Laguna Labs launches inflation-pegged flatcoin

Laguna Labs has launched a testnet for the Nuon flatcoin under development, with the token’s value reflecting the cost of living.

In a statement, Laguna Labs said that unlike traditional stablecoins, the price of flatcoins is pegged to the cost of living. In Nuon’s case, the indicator is “calculated daily on the basis of objective and reliable inflation data.”

The idea of ​​such a “flatcoin” was gleaned from discussions on the social network Twitter, which included such large industry participants as Coinbase CEO Brian Armstrong, Ethereum co-founder Vitalik Buterin and others.

During these discussions, the idea was expressed that the token needs to be pegged in an alternative way so that it retains its purchasing power over time. So far, there are not many details about the functionality of the test network for the Nuon token, but developers can already try to issue “flatcoins”.
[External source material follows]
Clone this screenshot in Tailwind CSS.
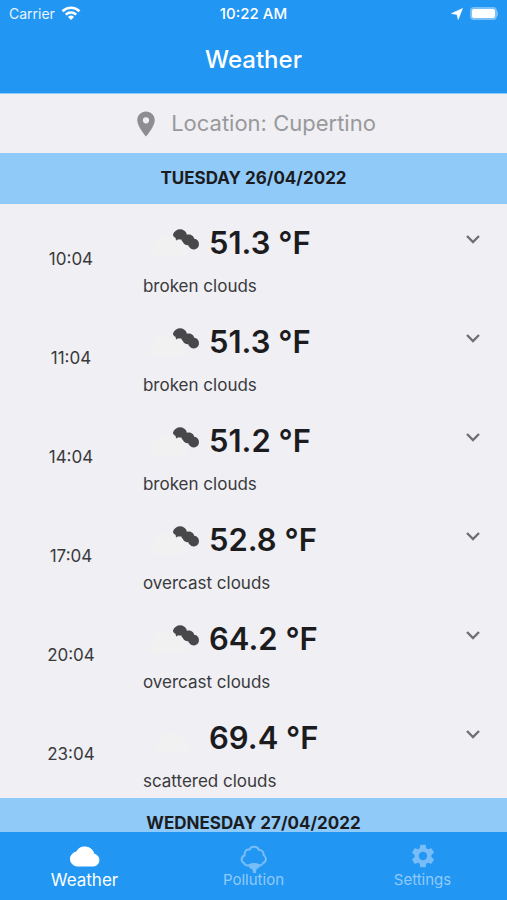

Although the concept of an inflation-pegged token is not new, there have been virtually no real tests of such an asset so far. In April, Frax Finance launched the Frax Price Index stablecoin, which is pegged to the consumer price index. The Volt Protocol project also has a similar token.

Earlier, Chainalysis reported that the use of dollar-pegged stablecoins is growing in Latin America, especially in countries with high inflation and devaluation.